Exercise —
Give the data below again exactly as written, without its pictures.

Available data —
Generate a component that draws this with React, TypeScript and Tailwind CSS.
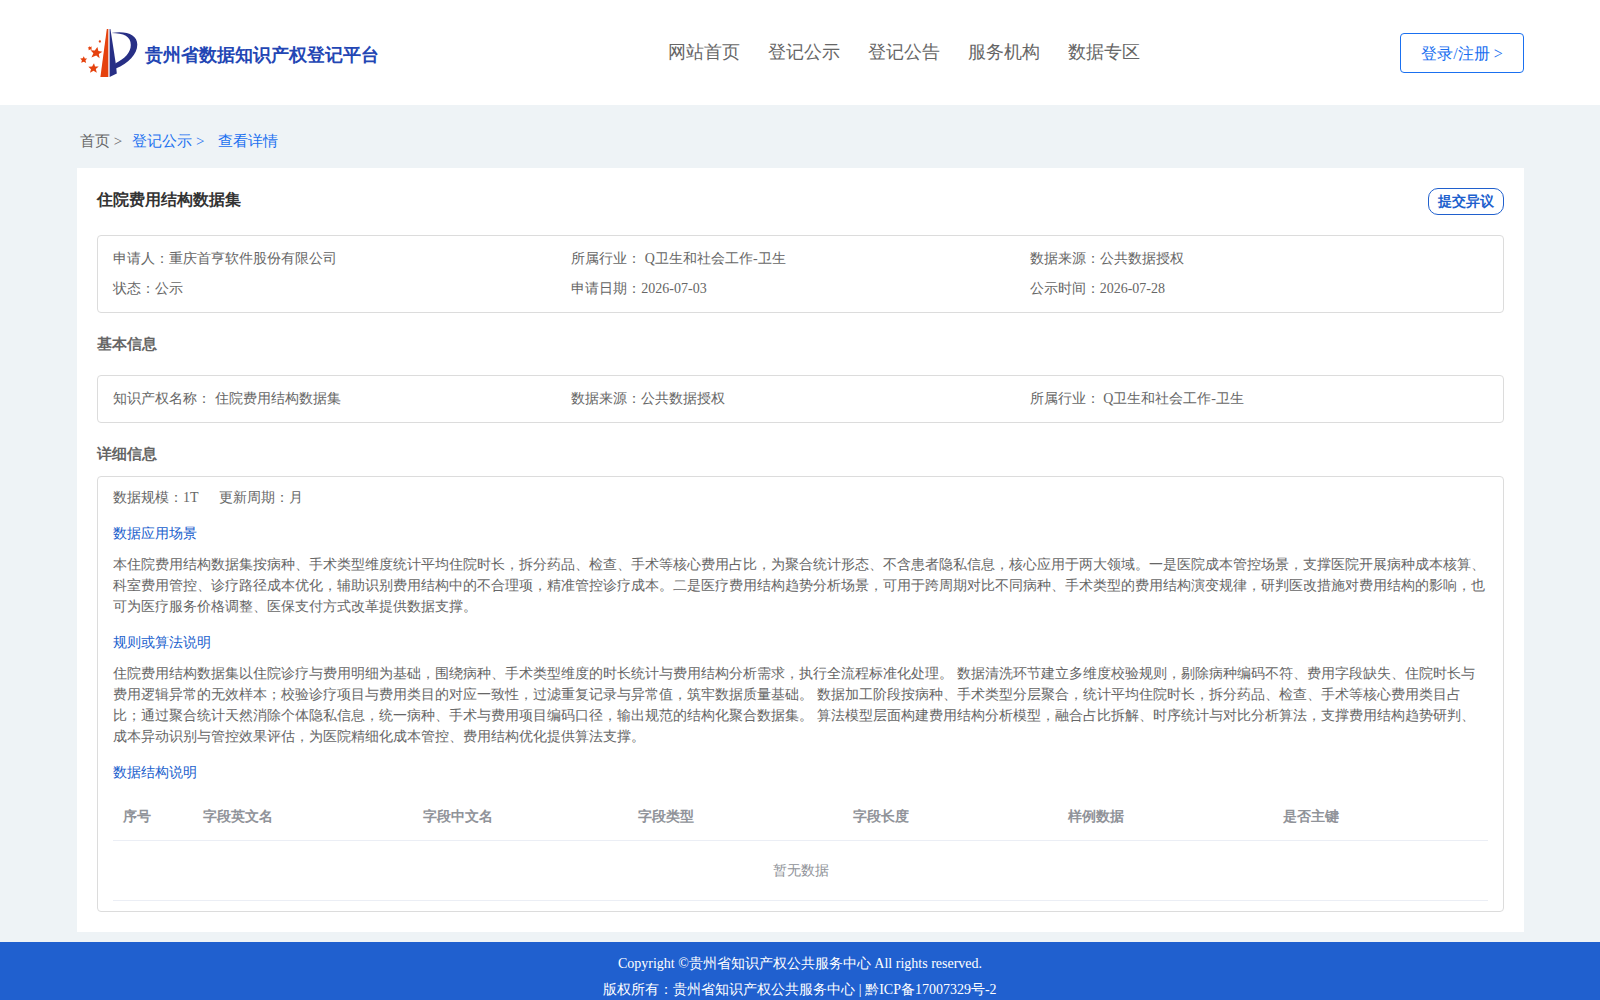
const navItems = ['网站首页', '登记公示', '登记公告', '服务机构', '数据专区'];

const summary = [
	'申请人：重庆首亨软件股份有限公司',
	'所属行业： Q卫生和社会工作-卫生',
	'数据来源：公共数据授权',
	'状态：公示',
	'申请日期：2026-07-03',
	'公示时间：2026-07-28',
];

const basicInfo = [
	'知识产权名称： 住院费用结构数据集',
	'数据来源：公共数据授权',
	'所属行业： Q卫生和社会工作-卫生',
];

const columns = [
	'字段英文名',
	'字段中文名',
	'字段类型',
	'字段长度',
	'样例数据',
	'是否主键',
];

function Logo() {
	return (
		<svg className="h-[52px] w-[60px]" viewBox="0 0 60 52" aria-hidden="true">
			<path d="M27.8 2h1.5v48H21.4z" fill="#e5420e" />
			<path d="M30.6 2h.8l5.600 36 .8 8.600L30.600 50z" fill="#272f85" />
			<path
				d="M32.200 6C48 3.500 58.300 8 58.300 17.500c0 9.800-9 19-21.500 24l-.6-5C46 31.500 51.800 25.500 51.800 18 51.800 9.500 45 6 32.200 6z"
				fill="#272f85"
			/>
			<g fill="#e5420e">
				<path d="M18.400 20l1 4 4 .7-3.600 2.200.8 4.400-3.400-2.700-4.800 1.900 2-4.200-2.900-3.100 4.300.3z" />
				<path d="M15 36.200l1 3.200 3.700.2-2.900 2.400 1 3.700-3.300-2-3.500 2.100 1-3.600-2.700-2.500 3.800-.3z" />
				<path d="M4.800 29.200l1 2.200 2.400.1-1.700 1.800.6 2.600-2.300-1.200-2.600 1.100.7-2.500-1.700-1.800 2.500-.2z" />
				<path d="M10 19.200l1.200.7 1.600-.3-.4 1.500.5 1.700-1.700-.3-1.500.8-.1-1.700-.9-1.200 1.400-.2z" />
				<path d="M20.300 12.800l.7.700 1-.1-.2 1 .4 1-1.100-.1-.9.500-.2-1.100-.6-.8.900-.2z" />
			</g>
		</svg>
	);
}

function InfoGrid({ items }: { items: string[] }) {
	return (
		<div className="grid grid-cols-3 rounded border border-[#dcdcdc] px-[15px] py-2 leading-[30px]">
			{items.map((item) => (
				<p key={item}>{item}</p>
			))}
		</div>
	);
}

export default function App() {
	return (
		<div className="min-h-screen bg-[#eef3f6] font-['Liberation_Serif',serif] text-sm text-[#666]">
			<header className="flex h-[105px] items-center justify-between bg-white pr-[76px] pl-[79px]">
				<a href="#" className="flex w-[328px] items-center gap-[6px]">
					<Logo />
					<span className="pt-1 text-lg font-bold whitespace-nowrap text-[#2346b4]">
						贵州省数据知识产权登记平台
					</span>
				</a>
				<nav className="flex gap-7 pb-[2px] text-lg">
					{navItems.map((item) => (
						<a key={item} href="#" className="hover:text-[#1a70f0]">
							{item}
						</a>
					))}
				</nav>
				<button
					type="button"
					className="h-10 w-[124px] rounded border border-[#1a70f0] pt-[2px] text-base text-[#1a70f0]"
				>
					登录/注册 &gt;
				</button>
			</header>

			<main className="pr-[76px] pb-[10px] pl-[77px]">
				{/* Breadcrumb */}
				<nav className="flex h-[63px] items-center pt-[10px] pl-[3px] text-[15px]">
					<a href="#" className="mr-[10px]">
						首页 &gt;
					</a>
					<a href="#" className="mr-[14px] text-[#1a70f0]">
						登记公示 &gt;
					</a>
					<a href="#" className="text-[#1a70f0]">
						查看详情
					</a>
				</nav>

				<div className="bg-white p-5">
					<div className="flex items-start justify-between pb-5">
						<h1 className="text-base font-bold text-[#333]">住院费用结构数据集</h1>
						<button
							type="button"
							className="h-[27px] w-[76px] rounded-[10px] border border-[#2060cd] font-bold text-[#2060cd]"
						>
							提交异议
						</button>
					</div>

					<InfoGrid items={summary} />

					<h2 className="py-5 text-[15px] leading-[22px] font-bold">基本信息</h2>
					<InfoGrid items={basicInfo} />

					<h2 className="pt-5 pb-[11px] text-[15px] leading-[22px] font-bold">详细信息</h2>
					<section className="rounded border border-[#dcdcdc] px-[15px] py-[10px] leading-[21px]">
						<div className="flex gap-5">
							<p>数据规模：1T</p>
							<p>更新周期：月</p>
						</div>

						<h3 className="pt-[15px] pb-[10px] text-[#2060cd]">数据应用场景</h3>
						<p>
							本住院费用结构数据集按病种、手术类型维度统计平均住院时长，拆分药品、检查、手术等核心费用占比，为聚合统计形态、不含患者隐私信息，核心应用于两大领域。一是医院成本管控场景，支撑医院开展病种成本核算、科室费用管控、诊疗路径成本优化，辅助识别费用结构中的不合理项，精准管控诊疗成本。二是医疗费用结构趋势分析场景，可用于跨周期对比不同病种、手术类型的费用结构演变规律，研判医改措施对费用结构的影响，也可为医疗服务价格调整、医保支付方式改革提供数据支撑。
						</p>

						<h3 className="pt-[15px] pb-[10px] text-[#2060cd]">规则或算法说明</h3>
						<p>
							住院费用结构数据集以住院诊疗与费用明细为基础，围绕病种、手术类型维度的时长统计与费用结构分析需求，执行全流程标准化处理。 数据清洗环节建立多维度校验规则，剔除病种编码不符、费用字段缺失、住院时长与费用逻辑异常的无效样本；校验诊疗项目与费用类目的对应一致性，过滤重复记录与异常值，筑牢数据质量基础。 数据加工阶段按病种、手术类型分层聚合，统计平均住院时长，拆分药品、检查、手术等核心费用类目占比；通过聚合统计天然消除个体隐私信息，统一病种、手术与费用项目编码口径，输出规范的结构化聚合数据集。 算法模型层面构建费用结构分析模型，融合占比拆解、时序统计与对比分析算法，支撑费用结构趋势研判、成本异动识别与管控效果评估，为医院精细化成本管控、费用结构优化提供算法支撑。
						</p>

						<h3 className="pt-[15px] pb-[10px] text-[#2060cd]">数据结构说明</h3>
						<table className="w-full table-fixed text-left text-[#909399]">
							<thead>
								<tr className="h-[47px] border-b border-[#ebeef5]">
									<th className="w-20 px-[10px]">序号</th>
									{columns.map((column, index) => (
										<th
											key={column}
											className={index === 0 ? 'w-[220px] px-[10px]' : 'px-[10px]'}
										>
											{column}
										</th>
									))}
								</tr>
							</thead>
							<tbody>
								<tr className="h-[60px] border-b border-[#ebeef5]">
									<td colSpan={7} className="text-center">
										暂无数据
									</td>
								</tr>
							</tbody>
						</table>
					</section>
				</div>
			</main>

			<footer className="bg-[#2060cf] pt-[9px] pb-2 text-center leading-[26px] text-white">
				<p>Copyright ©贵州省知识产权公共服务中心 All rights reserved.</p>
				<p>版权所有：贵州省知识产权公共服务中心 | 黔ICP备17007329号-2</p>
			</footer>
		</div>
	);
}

Solution to this problem —
Generate a component that draws this with React, TypeScript and Tailwind CSS.
const navItems = ['网站首页', '登记公示', '登记公告', '服务机构', '数据专区'];

const summary = [
	'申请人：重庆首亨软件股份有限公司',
	'所属行业： Q卫生和社会工作-卫生',
	'数据来源：公共数据授权',
	'状态：公示',
	'申请日期：2026-07-03',
	'公示时间：2026-07-28',
];

const basicInfo = [
	'知识产权名称： 住院费用结构数据集',
	'数据来源：公共数据授权',
	'所属行业： Q卫生和社会工作-卫生',
];

const columns = [
	'字段英文名',
	'字段中文名',
	'字段类型',
	'字段长度',
	'样例数据',
	'是否主键',
];

function Logo() {
	return (
		<svg className="h-[52px] w-[60px]" viewBox="0 0 60 52" aria-hidden="true">
			<path d="M27.8 2h1.5v48H21.4z" fill="#e5420e" />
			<path d="M30.6 2h.8l5.600 36 .8 8.600L30.600 50z" fill="#272f85" />
			<path
				d="M32.200 6C48 3.500 58.300 8 58.300 17.500c0 9.800-9 19-21.500 24l-.6-5C46 31.500 51.800 25.500 51.800 18 51.800 9.500 45 6 32.200 6z"
				fill="#272f85"
			/>
			<g fill="#e5420e">
				<path d="M18.400 20l1 4 4 .7-3.600 2.200.8 4.400-3.400-2.700-4.800 1.900 2-4.200-2.900-3.100 4.300.3z" />
				<path d="M15 36.200l1 3.200 3.700.2-2.900 2.400 1 3.700-3.300-2-3.500 2.100 1-3.600-2.700-2.500 3.800-.3z" />
				<path d="M4.800 29.200l1 2.200 2.400.1-1.700 1.800.6 2.600-2.300-1.200-2.600 1.100.7-2.500-1.700-1.800 2.500-.2z" />
				<path d="M10 19.200l1.200.7 1.600-.3-.4 1.500.5 1.700-1.700-.3-1.500.8-.1-1.700-.9-1.200 1.400-.2z" />
				<path d="M20.300 12.800l.7.700 1-.1-.2 1 .4 1-1.100-.1-.9.500-.2-1.100-.6-.8.900-.2z" />
			</g>
		</svg>
	);
}

function InfoGrid({ items }: { items: string[] }) {
	return (
		<div className="grid grid-cols-3 rounded border border-[#dcdcdc] px-[15px] py-2 leading-[30px]">
			{items.map((item) => (
				<p key={item}>{item}</p>
			))}
		</div>
	);
}

export default function App() {
	return (
		<div className="min-h-screen bg-[#eef3f6] font-['Liberation_Serif',serif] text-sm text-[#666]">
			<header className="flex h-[105px] items-center justify-between bg-white pr-[76px] pl-[79px]">
				<a href="#" className="flex w-[328px] items-center gap-[6px]">
					<Logo />
					<span className="pt-1 text-lg font-bold whitespace-nowrap text-[#2346b4]">
						贵州省数据知识产权登记平台
					</span>
				</a>
				<nav className="flex gap-7 pb-[2px] text-lg">
					{navItems.map((item) => (
						<a key={item} href="#" className="hover:text-[#1a70f0]">
							{item}
						</a>
					))}
				</nav>
				<button
					type="button"
					className="h-10 w-[124px] rounded border border-[#1a70f0] pt-[2px] text-base text-[#1a70f0]"
				>
					登录/注册 &gt;
				</button>
			</header>

			<main className="pr-[76px] pb-[10px] pl-[77px]">
				{/* Breadcrumb */}
				<nav className="flex h-[63px] items-center pt-[10px] pl-[3px] text-[15px]">
					<a href="#" className="mr-[10px]">
						首页 &gt;
					</a>
					<a href="#" className="mr-[14px] text-[#1a70f0]">
						登记公示 &gt;
					</a>
					<a href="#" className="text-[#1a70f0]">
						查看详情
					</a>
				</nav>

				<div className="bg-white p-5">
					<div className="flex items-start justify-between pb-5">
						<h1 className="text-base font-bold text-[#333]">住院费用结构数据集</h1>
						<button
							type="button"
							className="h-[27px] w-[76px] rounded-[10px] border border-[#2060cd] font-bold text-[#2060cd]"
						>
							提交异议
						</button>
					</div>

					<InfoGrid items={summary} />

					<h2 className="py-5 text-[15px] leading-[22px] font-bold">基本信息</h2>
					<InfoGrid items={basicInfo} />

					<h2 className="pt-5 pb-[11px] text-[15px] leading-[22px] font-bold">详细信息</h2>
					<section className="rounded border border-[#dcdcdc] px-[15px] py-[10px] leading-[21px]">
						<div className="flex gap-5">
							<p>数据规模：1T</p>
							<p>更新周期：月</p>
						</div>

						<h3 className="pt-[15px] pb-[10px] text-[#2060cd]">数据应用场景</h3>
						<p>
							本住院费用结构数据集按病种、手术类型维度统计平均住院时长，拆分药品、检查、手术等核心费用占比，为聚合统计形态、不含患者隐私信息，核心应用于两大领域。一是医院成本管控场景，支撑医院开展病种成本核算、科室费用管控、诊疗路径成本优化，辅助识别费用结构中的不合理项，精准管控诊疗成本。二是医疗费用结构趋势分析场景，可用于跨周期对比不同病种、手术类型的费用结构演变规律，研判医改措施对费用结构的影响，也可为医疗服务价格调整、医保支付方式改革提供数据支撑。
						</p>

						<h3 className="pt-[15px] pb-[10px] text-[#2060cd]">规则或算法说明</h3>
						<p>
							住院费用结构数据集以住院诊疗与费用明细为基础，围绕病种、手术类型维度的时长统计与费用结构分析需求，执行全流程标准化处理。 数据清洗环节建立多维度校验规则，剔除病种编码不符、费用字段缺失、住院时长与费用逻辑异常的无效样本；校验诊疗项目与费用类目的对应一致性，过滤重复记录与异常值，筑牢数据质量基础。 数据加工阶段按病种、手术类型分层聚合，统计平均住院时长，拆分药品、检查、手术等核心费用类目占比；通过聚合统计天然消除个体隐私信息，统一病种、手术与费用项目编码口径，输出规范的结构化聚合数据集。 算法模型层面构建费用结构分析模型，融合占比拆解、时序统计与对比分析算法，支撑费用结构趋势研判、成本异动识别与管控效果评估，为医院精细化成本管控、费用结构优化提供算法支撑。
						</p>

						<h3 className="pt-[15px] pb-[10px] text-[#2060cd]">数据结构说明</h3>
						<table className="w-full table-fixed text-left text-[#909399]">
							<thead>
								<tr className="h-[47px] border-b border-[#ebeef5]">
									<th className="w-20 px-[10px]">序号</th>
									{columns.map((column, index) => (
										<th
											key={column}
											className={index === 0 ? 'w-[220px] px-[10px]' : 'px-[10px]'}
										>
											{column}
										</th>
									))}
								</tr>
							</thead>
							<tbody>
								<tr className="h-[60px] border-b border-[#ebeef5]">
									<td colSpan={7} className="text-center">
										暂无数据
									</td>
								</tr>
							</tbody>
						</table>
					</section>
				</div>
			</main>

			<footer className="bg-[#2060cf] pt-[9px] pb-2 text-center leading-[26px] text-white">
				<p>Copyright ©贵州省知识产权公共服务中心 All rights reserved.</p>
				<p>版权所有：贵州省知识产权公共服务中心 | 黔ICP备17007329号-2</p>
			</footer>
		</div>
	);
}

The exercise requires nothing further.